A Critique of Snapshot Isolation (2405.18393v1)

Abstract: The support for transactions is an essential part of a database management system (DBMS). Without this support, the developers are burdened with ensuring atomic execution of a transaction despite failures as well as concurrent accesses to the database by other transactions. Ideally, a transactional system provides serializability, which means that the outcome of concurrent transactions is equivalent to a serial execution of them. Based on experiences on lock-based implementations, nevertheless, serializability is known as an expensive feature that comes with high overhead and low concurrency. Commercial systems, hence, compromise serializability by implementing weaker guarantees such as snapshot isolation. The developers, therefore, are still burdened with the anomalies that could arise due to the lack of serializability. There have been recent attempts to enrich large-scale data stores, such as HBase and BigTable, with transactional support. Not surprisingly, inspired by traditional database management systems, serializability is usually compromised for the benefit of efficiency. For example, Google Percolator, implements lock-based snapshot isolation on top of BigTable. We show in this paper that this compromise is not necessary in lock-free implementations of transactional support.
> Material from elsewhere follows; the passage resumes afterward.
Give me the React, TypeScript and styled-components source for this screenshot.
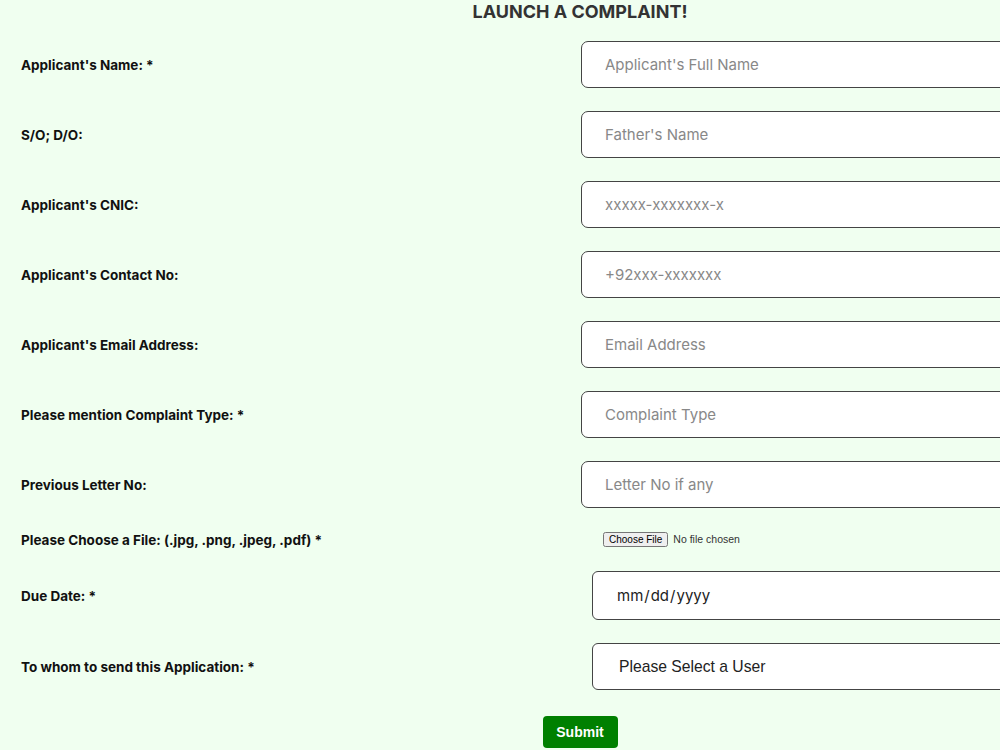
import React from "react";
import styled, { createGlobalStyle } from "styled-components";

const GlobalStyle = createGlobalStyle`
  html, body {
    margin: 0;
    padding: 0;
    background: #f0fff0;
    overflow: hidden;
  }
  body {
    font-family: Inter, "Liberation Sans", sans-serif;
  }
`;

const Page = styled.div`
  width: 1160px;
  padding: 0 0 0 21px;
  box-sizing: border-box;
`;

const Heading = styled.h2`
  margin: 0;
  padding-top: 1px;
  height: 41px;
  box-sizing: border-box;
  text-align: center;
  font-size: 18px;
  line-height: 22px;
  font-weight: 700;
  color: #333;
  padding-right: 21px;
`;

const Form = styled.form`
  display: grid;
  grid-template-columns: 560px 1fr;
  row-gap: 23px;
  align-items: center;
`;

const Label = styled.label`
  font-size: 13.5px;
  font-weight: 700;
  color: #111;
`;

const TextInput = styled.input`
  width: 100%;
  height: 47px;
  box-sizing: border-box;
  border: 1px solid #444;
  border-radius: 7px;
  background: #fff;
  padding: 0 23px;
  font-family: Inter, "Liberation Sans", sans-serif;
  font-size: 15px;
  color: #222;
  outline: none;
  &::placeholder {
    color: #888;
  }
`;

const FileCell = styled.div`
  display: flex;
  align-items: center;
  height: 17px;
`;

const FileField = styled.input`
  margin-left: 22px;
  font-family: "Liberation Sans", sans-serif;
  font-size: 10.5px;
  color: #333;
  &::file-selector-button {
    font-size: 10px;
    padding: 0 4px;
    margin-right: 5px;
  }
`;

const DateInput = styled(TextInput)`
  margin-left: 11px;
  width: calc(100% - 11px);
  height: 49px;
  border-radius: 6px;
  font-size: 15px;
  color: #222;
`;

const UserSelect = styled.select`
  margin-left: 11px;
  width: calc(100% - 11px);
  height: 47px;
  box-sizing: border-box;
  border: 1px solid #444;
  border-radius: 6px;
  background: #fff;
  padding: 0 26px;
  font-family: "Liberation Sans", sans-serif;
  font-size: 15.7px;
  color: #222;
  appearance: none;
`;

const SubmitRow = styled.div`
  display: flex;
  justify-content: center;
  padding: 26px 21px 0 0;
`;

const SubmitButton = styled.button`
  width: 75px;
  height: 32px;
  border: none;
  border-radius: 4px;
  background: #008000;
  color: #fff;
  font-family: "Liberation Sans", sans-serif;
  font-weight: 700;
  font-size: 14px;
  cursor: pointer;
`;

const textFields = [
  { label: "Applicant's Name: *", placeholder: "Applicant's Full Name" },
  { label: "S/O; D/O:", placeholder: "Father's Name" },
  { label: "Applicant's CNIC:", placeholder: "xxxxx-xxxxxxx-x" },
  { label: "Applicant's Contact No:", placeholder: "+92xxx-xxxxxxx" },
  { label: "Applicant's Email Address:", placeholder: "Email Address" },
  { label: "Please mention Complaint Type: *", placeholder: "Complaint Type" },
  { label: "Previous Letter No:", placeholder: "Letter No if any" },
];

export default function App() {
  return (
    <>
      <GlobalStyle />
      <Page>
        <Heading>LAUNCH A COMPLAINT!</Heading>
        <Form onSubmit={(e) => e.preventDefault()}>
          {textFields.map((f) => (
            <React.Fragment key={f.label}>
              <Label>{f.label}</Label>
              <TextInput type="text" placeholder={f.placeholder} />
            </React.Fragment>
          ))}
          <Label>Please Choose a File: (.jpg, .png, .jpeg, .pdf) *</Label>
          <FileCell>
            <FileField type="file" accept=".jpg,.png,.jpeg,.pdf" />
          </FileCell>
          <Label>Due Date: *</Label>
          <DateInput type="date" />
          <Label>To whom to send this Application: *</Label>
          <UserSelect defaultValue="">
            <option value="">Please Select a User</option>
          </UserSelect>
        </Form>
        <SubmitRow>
          <SubmitButton type="submit">Submit</SubmitButton>
        </SubmitRow>
      </Page>
    </>
  );
}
We introduce write-snapshot isolation, a novel isolation level that has a performance comparable with that of snapshot isolation, and yet provides serializability. The main insight in write-snapshot isolation is to prevent read-write conflicts in contrast to write-write conflicts that are prevented by snapshot isolation.

• The paper introduces write-snapshot isolation, shifting conflict detection from write-write to read-write to achieve serializability.
• A lock-free implementation on HBase demonstrates that WSI maintains snapshot isolation's concurrency with only a slight performance overhead.
• Empirical analysis reveals that WSI effectively minimizes transaction anomalies, reducing aborts for read-only transactions while ensuring strong consistency.
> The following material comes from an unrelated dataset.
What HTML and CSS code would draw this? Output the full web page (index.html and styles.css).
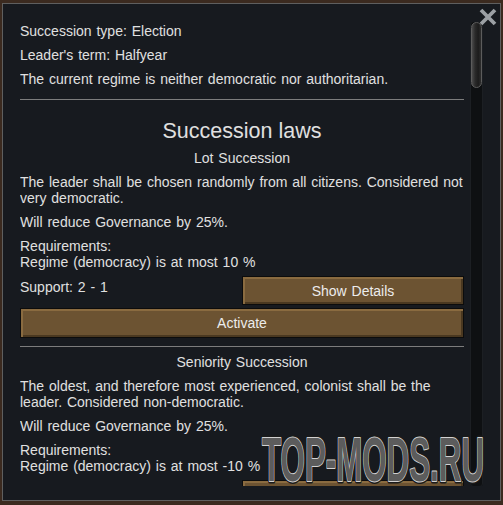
FILE: index.html
```html
<!DOCTYPE html>
<html>
<head>
<meta charset="utf-8">
<link rel="stylesheet" href="styles.css">
</head>
<body>
<div class="panel">
  <div class="scroll">
    <div class="content">
      <p>Succession type: Election</p>
      <p>Leader's term: Halfyear</p>
      <p>The current regime is neither democratic nor authoritarian.</p>
      <div class="rule"></div>
      <h2 class="title">Succession laws</h2>
      <h3 class="law">Lot Succession</h3>
      <p>The leader shall be chosen randomly from all citizens. Considered not very democratic.</p>
      <p>Will reduce Governance by 25%.</p>
      <p>Requirements:<br>Regime (democracy) is at most 10 %</p>
      <div class="support-row">
        <span class="support">Support: 2 - 1</span>
        <div class="btn btn-half">Show Details</div>
      </div>
      <div class="btn btn-full">Activate</div>
      <div class="rule rule-tight"></div>
      <h3 class="law">Seniority Succession</h3>
      <p>The oldest, and therefore most experienced, colonist shall be the leader. Considered non-democratic.</p>
      <p>Will reduce Governance by 25%.</p>
      <p>Requirements:<br>Regime (democracy) is at most -10 %</p>
      <div class="support-row">
        <span class="support">Support: 1 - 2</span>
        <div class="btn btn-half">Show Details</div>
      </div>
    </div>
  </div>
  <div class="track"><div class="thumb"></div></div>
  <svg class="close" width="18" height="18" viewBox="0 0 18 18">
    <path d="M2 2 L16 16 M16 2 L2 16" stroke="#9ca0a4" stroke-width="3.8" fill="none"/>
  </svg>
</div>
<svg class="watermark" width="232" height="56" viewBox="0 0 232 56">
  <text x="4" y="48" textLength="222" lengthAdjust="spacingAndGlyphs" class="wm-outer">TOP-MODS.RU</text>
  <text x="4" y="48" textLength="222" lengthAdjust="spacingAndGlyphs" class="wm-text">TOP-MODS.RU</text>
</svg>
</body>
</html>
```
FILE: styles.css
```css
html, body {
  margin: 0;
  padding: 0;
}
body {
  position: relative;
  width: 503px;
  height: 505px;
  overflow: hidden;
  background: #3b2a1f;
  font-family: "Liberation Sans", Arial, sans-serif;
  font-size: 14px;
  color: #e0e0e0;
}
.panel {
  position: relative;
  box-sizing: border-box;
  margin: 3px 2px 0 2px;
  height: 498px;
  border: 1px solid #5f5f5f;
  background: #171a1f;
  display: flex;
  gap: 6px;
  padding: 18px 17px 14px 17px;
}
.scroll {
  flex: 1;
  overflow: hidden;
}
.content {
  padding-top: 1px;
  word-spacing: 1px;
}
p {
  margin: 0 0 8px 0;
  line-height: 16px;
}
.rule {
  height: 1px;
  background: #7c7c7c;
  margin: 12px 0 19px 0;
}
.rule-tight {
  margin: 8px 0 7px 0;
}
.title {
  margin: 0 0 7px 0;
  font-weight: normal;
  font-size: 21.5px;
  line-height: 24px;
  text-align: center;
  word-spacing: 0;
}
.law {
  margin: 0 0 8px 0;
  font-weight: normal;
  font-size: 14px;
  line-height: 16px;
  text-align: center;
}
.support-row {
  display: grid;
  grid-template-columns: 1fr 1fr;
  align-items: start;
  margin-top: -2px;
}
.support {
  padding-top: 3px;
  line-height: 16px;
}
.btn {
  box-sizing: border-box;
  display: flex;
  align-items: center;
  justify-content: center;
  color: #ececec;
  font-size: 14px;
  background: #6c5332;
  border: 1px solid #0c0c0c;
  box-shadow: inset 2px 2px 0 #8a6b40, inset -2px -2px 0 #4a3820;
}
.btn-half {
  height: 29px;
}
.btn-full {
  height: 30px;
  margin-top: 3px;
}
.track {
  width: 13px;
  flex: none;
  background: #0e1012;
  box-shadow: inset 1px 0 0 #1c1f23, inset -1px 0 0 #1c1f23;
  border-radius: 3px;
}
.thumb {
  box-sizing: border-box;
  height: 66px;
  margin: 0 1px;
  border-radius: 6px;
  border: 1px solid #5c5c5c;
  background: linear-gradient(to right, #4a4a4a 0%, #2a2a2a 35%, #1c1c1c 70%, #2e2e2e 100%);
}
.close {
  position: absolute;
  top: 4px;
  right: 3px;
}
.watermark {
  position: absolute;
  left: 258px;
  top: 433px;
}
.watermark text {
  font-family: "Liberation Sans", Arial, sans-serif;
  font-weight: bold;
  font-size: 63px;
}
.wm-outer {
  fill: none;
  stroke: #1a1a1a;
  stroke-width: 5px;
  stroke-linejoin: round;
}
.wm-text {
  fill: #5c5c5c;
  stroke: #d2d2d2;
  stroke-width: 2px;
  stroke-linejoin: round;
  paint-order: stroke fill;
}
```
An Overview of Write-Snapshot Isolation for DBMS

The paper "A Critique of Snapshot Isolation" by Daniel Gómez Ferro and Maysam Yabandeh introduces a novel isolation level termed write-snapshot isolation. This work explores the limitations of snapshot isolation in transactional systems, primarily its inability to guarantee serializability, and proposes an alternative that addresses these shortcomings while maintaining performance efficiency.

Context and Motivation

In database management systems (DBMS), supporting transactions is crucial. Serializability, the strictest isolation level ensuring transaction executions are equivalent to a serial order, poses significant implementation challenges due to high overheads and reduced concurrency. Consequently, weaker isolation levels such as snapshot isolation are favored in practice. Snapshot isolation facilitates higher transaction concurrency by avoiding read locks and focusing on write-write conflicts.

The authors argue that the compromises involved in achieving snapshot isolation, particularly the lack of serializability, impose a burdensome complexity on developers, who must handle anomalies arising from concurrent transactions.

Write-Snapshot Isolation

The authors propose write-snapshot isolation (WSI) as a viable alternative to traditional snapshot isolation. WSI innovatively shifts the focus of conflict detection from write-write to read-write conflicts, allowing for stronger consistency without sacrificing concurrency performance.

Technical Contributions

1. Conflict Detection Shift: WSI targets read-write conflict detection as the core mechanism to ensure serializability, proving that preventing read-write conflicts alone is sufficient for serial execution equivalency.
2. Lock-Free Implementation: The paper presents a lock-free implementation of WSI on HBase, a prevalent distributed data store. This design effectively integrates WSI, ensuring that transaction conflicts are detected and managed without locking mechanisms that typically hinder scalability and performance.
3. Concurrency Analysis: Through empirical evaluation, the authors demonstrate that the concurrency levels offered by WSI are comparable to that of snapshot isolation. They analyze workloads under various access patterns, including uniform and zipfian distributions, highlighting that WSI achieves serializability with a slight overhead that remains manageable.
4. Read-Only Transactions: A notable feature of WSI is its treatment of read-only transactions. These transactions, which often constitute a significant portion of typical workloads, do not necessitate additional conflict checks under WSI, thus avoiding needless transaction aborts and maintaining high concurrency.

Experiments and Results

Implemented on top of HBase, experiments illustrate that WSI maintains a similar overhead to snapshot isolation, even under a centralized status oracle scheme for conflict detection. Crucially, WSI exhibits robust performance across varied transactional workloads, with only a minor increase in abort rates under certain conditions. This efficacy is attributed to the avoidance of unnecessary write-write conflict avoidance, which does not contribute to serializability.

Implications and Future Directions

This contribution underscores a crucial shift in isolating practices, demonstrating that serializability can be achieved effectively by recalibrating conflict detection focus. The implementation suggests that large-scale data systems can incorporate stronger consistency models without significantly impacting performance.

Future developments may explore extending WSI to accommodate the occasional analytical workload, where read sets may be considerably larger, necessitating further innovations in handling expansive transactional access efficiently.

Ultimately, this paper provides a substantial theoretical and practical framework for enhancing database transaction processing, marking an essential development in the field of distributed data management systems. The authors encourage further exploration into integrating write-snapshot isolation into cloud-based transactional services, promising improved consistency guarantees across increasingly complex data landscapes.